The House Energy and Commerce Committee issued a list Monday of the oversight activities the panel has done since the Affordable Care Act’s passage in 2010. The compendium comes as House aides say a plan to repeal and partly replace the law will come early this week.
“Since the passage of Obamacare in 2010, the committee has convened 31 oversight hearings within its Oversight and Investigations and Health subcommittees,” the committee said.
The committee is one of four Senate and House panels that have drafted the Obamacare repeal plan, which is expected to gut the law’s taxes and mandates as well as the Medicaid expansion.

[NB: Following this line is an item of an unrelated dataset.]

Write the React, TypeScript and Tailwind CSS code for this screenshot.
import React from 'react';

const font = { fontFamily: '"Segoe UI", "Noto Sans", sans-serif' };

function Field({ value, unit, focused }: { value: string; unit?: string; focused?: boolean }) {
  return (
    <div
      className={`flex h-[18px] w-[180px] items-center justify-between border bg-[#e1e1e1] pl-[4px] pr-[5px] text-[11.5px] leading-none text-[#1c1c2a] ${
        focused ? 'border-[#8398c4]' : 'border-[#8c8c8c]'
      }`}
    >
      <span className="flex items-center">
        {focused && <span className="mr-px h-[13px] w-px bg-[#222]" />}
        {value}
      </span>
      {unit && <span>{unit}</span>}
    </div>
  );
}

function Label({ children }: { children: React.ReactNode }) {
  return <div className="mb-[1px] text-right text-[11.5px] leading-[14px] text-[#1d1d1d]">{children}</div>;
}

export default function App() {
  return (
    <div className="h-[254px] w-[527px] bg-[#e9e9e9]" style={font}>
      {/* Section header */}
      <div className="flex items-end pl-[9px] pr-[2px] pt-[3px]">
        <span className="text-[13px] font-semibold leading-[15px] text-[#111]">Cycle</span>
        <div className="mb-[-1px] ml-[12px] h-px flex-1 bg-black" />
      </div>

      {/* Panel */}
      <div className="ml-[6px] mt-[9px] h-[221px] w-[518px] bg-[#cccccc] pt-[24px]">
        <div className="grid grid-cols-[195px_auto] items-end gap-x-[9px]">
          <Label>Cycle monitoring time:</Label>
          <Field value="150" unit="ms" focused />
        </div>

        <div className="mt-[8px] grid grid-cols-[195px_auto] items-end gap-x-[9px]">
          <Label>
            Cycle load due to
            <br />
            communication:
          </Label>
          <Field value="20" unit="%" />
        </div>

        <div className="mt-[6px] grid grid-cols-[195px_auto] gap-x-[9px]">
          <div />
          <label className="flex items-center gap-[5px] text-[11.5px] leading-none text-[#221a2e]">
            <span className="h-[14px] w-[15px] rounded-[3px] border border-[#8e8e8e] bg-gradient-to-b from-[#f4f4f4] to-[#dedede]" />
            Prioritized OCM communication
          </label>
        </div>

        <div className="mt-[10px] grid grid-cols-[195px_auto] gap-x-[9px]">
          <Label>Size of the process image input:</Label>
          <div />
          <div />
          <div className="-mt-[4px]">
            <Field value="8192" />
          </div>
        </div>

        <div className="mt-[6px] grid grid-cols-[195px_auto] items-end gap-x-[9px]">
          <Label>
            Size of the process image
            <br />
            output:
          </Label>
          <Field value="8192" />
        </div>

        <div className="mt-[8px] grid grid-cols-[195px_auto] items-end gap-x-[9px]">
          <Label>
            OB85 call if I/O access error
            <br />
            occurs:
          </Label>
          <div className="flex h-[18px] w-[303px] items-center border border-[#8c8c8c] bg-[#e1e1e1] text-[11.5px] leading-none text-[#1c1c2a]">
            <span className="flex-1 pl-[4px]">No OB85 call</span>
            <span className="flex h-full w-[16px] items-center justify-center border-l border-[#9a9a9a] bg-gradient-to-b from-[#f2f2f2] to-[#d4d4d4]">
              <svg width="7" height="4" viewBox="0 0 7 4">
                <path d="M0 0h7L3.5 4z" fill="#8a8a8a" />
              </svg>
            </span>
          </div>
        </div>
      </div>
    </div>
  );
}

The panel highlighted investigations into the botched rollout of healthcare.gov in 2013 and the closure of 18 of the 23 taxpayer-funded consumer operated and oriented insurance plans intended to offer more competition on Obamacare’s marketplaces.
Another investigation was into the funding of cost-sharing reduction payments, which was the subject of a House lawsuit against the Obama administration.
The Obama administration said it did not need to get an appropriation for cost-sharing reduction payments, which are given to insurers to reduce the deductibles and copays of low-income Obamacare customers.
The Obama White House said it believed that the cost-sharing reduction payments could be given out via a permanent appropriation that bypasses Congress, just like the law’s tax credits.
A federal judge agreed with the House that the Obama administration circumvented Congress. The Obama administration appealed, but it was dropped after President Trump reached the White House.
The list highlighting Obamacare’s oversight problems comes as Republicans soon will begin to sell the repeal plan to a divided caucus.
House and Senate conservatives have balked at GOP leadership’s proposal to offer refundable tax credits to Obamacare customers instead of a tax deduction.